By Ted Escobar
I grew up in a day when you were thrown into the fray if your father thought you were big and strong enough.
All of my siblings and I were in the aparagus fields by the age of five, even if it was just to carry water. We were cutting asparagus and picking potatoes at 6 or 7.
Life started to ease up a bit when one of the Herron brothers gave my father a 1940s 2-ton truck after Herron couldn’t pay him completely for work in the hop harvest. Dad started earning money by hauling anything and everything he could from local farms to local destinations.
He delivered potatoes to packing houses in Whitstran, Sunnyside, Toppenish, Zillah and Wapato. We were usually out in the same fields picking. Seeing that truck, with T. M. Escobar on the doors, pass by eased some of the back pain. We also hauled sugar beets and corn silage.
As soon as my oldest sister Della was 16, dad put her behind the wheel when the truck was being loaded. Soon she was hauling down the road.
I vaguely remember that first truck. It was probably traded in for the blue 1949 chevy we had.
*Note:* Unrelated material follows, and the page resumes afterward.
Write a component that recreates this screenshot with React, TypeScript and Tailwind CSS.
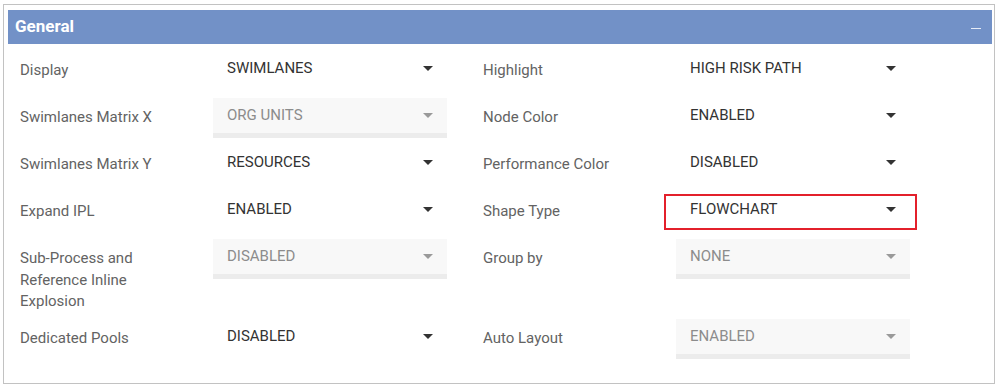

We eventually got up to three trucks. In our heyday we had a ‘54 Chevy, a ‘58 Chevy and a 63 GMC. We were the envy of other Hispanic farm working families.
But business was as headache-ridden in those days as now. An engine failure could cost a week’s earnings.
I can still hear mom, who was usually a happy camper, saying to dad, “If you hadn’t bought that motor, we could have gotten that new furniture.”
“What,” dad responded. “You want me to push the truck?”
Then they laughed.
As small truckers, the highlight of the year was the pea harvest in Dayton. It came just about the time asparagus was winding down. I was convinced Dayton was the right place for us when Dad came back one week, during a previous season, with a $1,000 bill in his wallet. Were were used to ones and fives.
The first time I went to Dayton, I was to watch and learn and keep dad company. But when I turned 16 in 1961 and had my driver’s license, Dad put me in the ‘54 and told me to drive it to Dayton. I thought I was just the ferry, but then dad said, “Go to (this place). They should be cutting peas there. Get in line, load up and take them to the viners. I’ll be there tomorrow.”
I started at about 1 p.m. At 6 p.m. I was expecting my relief driver. Then I was expecting him at midnight. At about 3 a.m. a truck whizzed by me in the opposite direction on the road. It woke me up just in time not to crash off the road.
I thought about pulling out of the line, but I didn’t. That might cost us the job. Besides, what would dad think? He and most of the older drivers put in 48 and 60 hours stretches.
I learned how they did it when a driver walked over to my truck in the field waiting to get a load. He could see my head bobbing and weaving.
“Take a nap,” he said. “I’ll wake you up when it’s your turn.”
At about 2 p.m. the second day, my relief driver showed. I was overjoyed. At 16, I really didn’t care about being that much of a man.
The worst of the Dayton experience came in 1963. The peas were grown on mountains there. The swathers cut the peas going around the mountain, making rows that looked like strings of lights going up a Christmas tree.
The loaders were pulled by D-6 to D-8 Caterpillers. As we went around the mountain, the load piled up against the downhill siderack. For safety they tied the truck frame to the Cat with the biggest chains I’d ever seen.
You stopped when you were loaded, the chain was taken off, and you turned the truck downhill immediately. One day I finished loading the ‘58, a sweet red speed demon with a 283 V-8, four barrel carburator with smitty pipes and air horn.
They took the chain off, and the truck flipped onto its left side as I started to move. That afternoon, I took a nap while dad got the truck ready to go back into service. Two nights later, that same truck flipped again with our relief driver.
“That’s it,” dad said. “No amount of money is worth a life.”
We fixed the truck again and headed home, never to go back to Dayton.